## DATASET EXCERPT
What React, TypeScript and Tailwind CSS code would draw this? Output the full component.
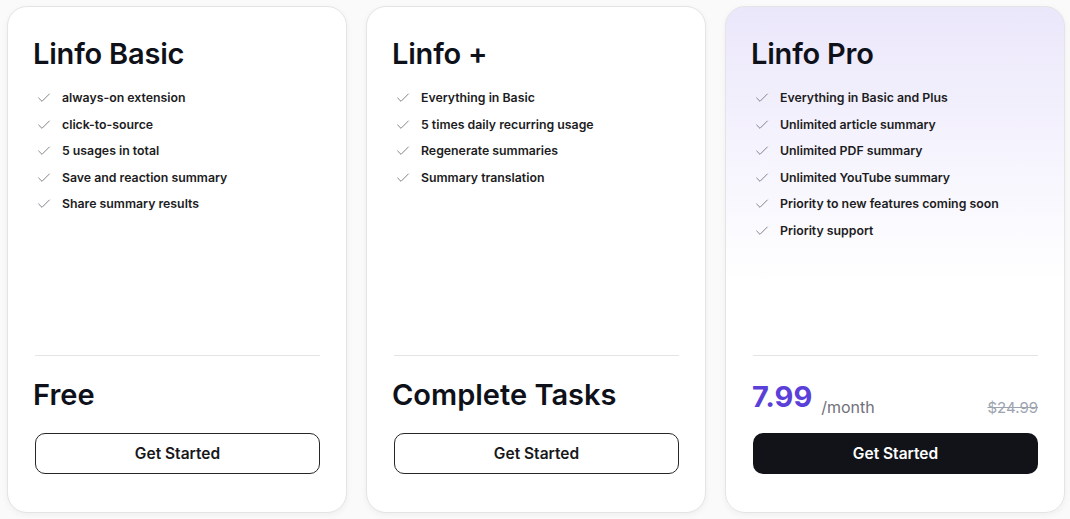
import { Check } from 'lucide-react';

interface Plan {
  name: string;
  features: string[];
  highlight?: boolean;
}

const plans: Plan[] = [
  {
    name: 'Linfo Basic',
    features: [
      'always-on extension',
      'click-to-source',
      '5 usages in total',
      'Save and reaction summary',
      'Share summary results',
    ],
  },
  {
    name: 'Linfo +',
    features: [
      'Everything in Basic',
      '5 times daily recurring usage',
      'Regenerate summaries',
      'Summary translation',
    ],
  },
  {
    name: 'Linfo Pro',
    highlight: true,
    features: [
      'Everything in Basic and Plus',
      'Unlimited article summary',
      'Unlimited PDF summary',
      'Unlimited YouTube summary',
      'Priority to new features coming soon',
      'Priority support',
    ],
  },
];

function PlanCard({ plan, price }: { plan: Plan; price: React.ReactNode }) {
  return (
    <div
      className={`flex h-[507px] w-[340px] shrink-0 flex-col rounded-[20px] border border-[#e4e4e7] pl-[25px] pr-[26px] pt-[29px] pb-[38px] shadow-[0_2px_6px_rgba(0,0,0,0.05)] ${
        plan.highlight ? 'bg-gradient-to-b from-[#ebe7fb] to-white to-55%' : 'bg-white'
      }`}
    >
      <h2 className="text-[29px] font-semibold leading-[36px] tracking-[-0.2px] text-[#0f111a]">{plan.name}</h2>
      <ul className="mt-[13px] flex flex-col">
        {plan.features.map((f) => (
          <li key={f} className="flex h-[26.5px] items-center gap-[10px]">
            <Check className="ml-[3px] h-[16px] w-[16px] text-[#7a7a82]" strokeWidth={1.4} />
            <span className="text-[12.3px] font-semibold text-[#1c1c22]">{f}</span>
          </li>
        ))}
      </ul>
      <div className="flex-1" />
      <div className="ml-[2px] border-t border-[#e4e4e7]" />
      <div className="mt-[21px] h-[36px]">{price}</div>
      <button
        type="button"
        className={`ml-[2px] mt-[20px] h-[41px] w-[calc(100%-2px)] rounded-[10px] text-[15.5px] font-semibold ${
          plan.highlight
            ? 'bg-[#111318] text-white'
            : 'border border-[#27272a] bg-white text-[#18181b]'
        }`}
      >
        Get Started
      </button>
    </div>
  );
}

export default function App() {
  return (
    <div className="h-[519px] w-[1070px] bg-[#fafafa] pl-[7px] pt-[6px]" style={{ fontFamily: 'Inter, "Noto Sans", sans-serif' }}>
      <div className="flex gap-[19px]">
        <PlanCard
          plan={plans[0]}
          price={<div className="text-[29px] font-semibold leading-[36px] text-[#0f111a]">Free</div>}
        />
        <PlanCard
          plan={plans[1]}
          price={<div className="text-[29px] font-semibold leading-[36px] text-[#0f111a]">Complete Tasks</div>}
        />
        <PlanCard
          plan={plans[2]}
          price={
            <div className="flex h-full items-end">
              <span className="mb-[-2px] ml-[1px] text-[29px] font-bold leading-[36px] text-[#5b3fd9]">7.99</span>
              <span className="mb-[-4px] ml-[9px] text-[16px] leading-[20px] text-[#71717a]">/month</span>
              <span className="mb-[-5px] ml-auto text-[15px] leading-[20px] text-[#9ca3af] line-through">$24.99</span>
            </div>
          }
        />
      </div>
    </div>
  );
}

## EXERCISE TASK
Pictures excluded, quote all the data above exactly.

## TASK ANSWER
What React, TypeScript and Tailwind CSS code would draw this? Output the full component.
import { Check } from 'lucide-react';

interface Plan {
  name: string;
  features: string[];
  highlight?: boolean;
}

const plans: Plan[] = [
  {
    name: 'Linfo Basic',
    features: [
      'always-on extension',
      'click-to-source',
      '5 usages in total',
      'Save and reaction summary',
      'Share summary results',
    ],
  },
  {
    name: 'Linfo +',
    features: [
      'Everything in Basic',
      '5 times daily recurring usage',
      'Regenerate summaries',
      'Summary translation',
    ],
  },
  {
    name: 'Linfo Pro',
    highlight: true,
    features: [
      'Everything in Basic and Plus',
      'Unlimited article summary',
      'Unlimited PDF summary',
      'Unlimited YouTube summary',
      'Priority to new features coming soon',
      'Priority support',
    ],
  },
];

function PlanCard({ plan, price }: { plan: Plan; price: React.ReactNode }) {
  return (
    <div
      className={`flex h-[507px] w-[340px] shrink-0 flex-col rounded-[20px] border border-[#e4e4e7] pl-[25px] pr-[26px] pt-[29px] pb-[38px] shadow-[0_2px_6px_rgba(0,0,0,0.05)] ${
        plan.highlight ? 'bg-gradient-to-b from-[#ebe7fb] to-white to-55%' : 'bg-white'
      }`}
    >
      <h2 className="text-[29px] font-semibold leading-[36px] tracking-[-0.2px] text-[#0f111a]">{plan.name}</h2>
      <ul className="mt-[13px] flex flex-col">
        {plan.features.map((f) => (
          <li key={f} className="flex h-[26.5px] items-center gap-[10px]">
            <Check className="ml-[3px] h-[16px] w-[16px] text-[#7a7a82]" strokeWidth={1.4} />
            <span className="text-[12.3px] font-semibold text-[#1c1c22]">{f}</span>
          </li>
        ))}
      </ul>
      <div className="flex-1" />
      <div className="ml-[2px] border-t border-[#e4e4e7]" />
      <div className="mt-[21px] h-[36px]">{price}</div>
      <button
        type="button"
        className={`ml-[2px] mt-[20px] h-[41px] w-[calc(100%-2px)] rounded-[10px] text-[15.5px] font-semibold ${
          plan.highlight
            ? 'bg-[#111318] text-white'
            : 'border border-[#27272a] bg-white text-[#18181b]'
        }`}
      >
        Get Started
      </button>
    </div>
  );
}

export default function App() {
  return (
    <div className="h-[519px] w-[1070px] bg-[#fafafa] pl-[7px] pt-[6px]" style={{ fontFamily: 'Inter, "Noto Sans", sans-serif' }}>
      <div className="flex gap-[19px]">
        <PlanCard
          plan={plans[0]}
          price={<div className="text-[29px] font-semibold leading-[36px] text-[#0f111a]">Free</div>}
        />
        <PlanCard
          plan={plans[1]}
          price={<div className="text-[29px] font-semibold leading-[36px] text-[#0f111a]">Complete Tasks</div>}
        />
        <PlanCard
          plan={plans[2]}
          price={
            <div className="flex h-full items-end">
              <span className="mb-[-2px] ml-[1px] text-[29px] font-bold leading-[36px] text-[#5b3fd9]">7.99</span>
              <span className="mb-[-4px] ml-[9px] text-[16px] leading-[20px] text-[#71717a]">/month</span>
              <span className="mb-[-5px] ml-auto text-[15px] leading-[20px] text-[#9ca3af] line-through">$24.99</span>
            </div>
          }
        />
      </div>
    </div>
  );
}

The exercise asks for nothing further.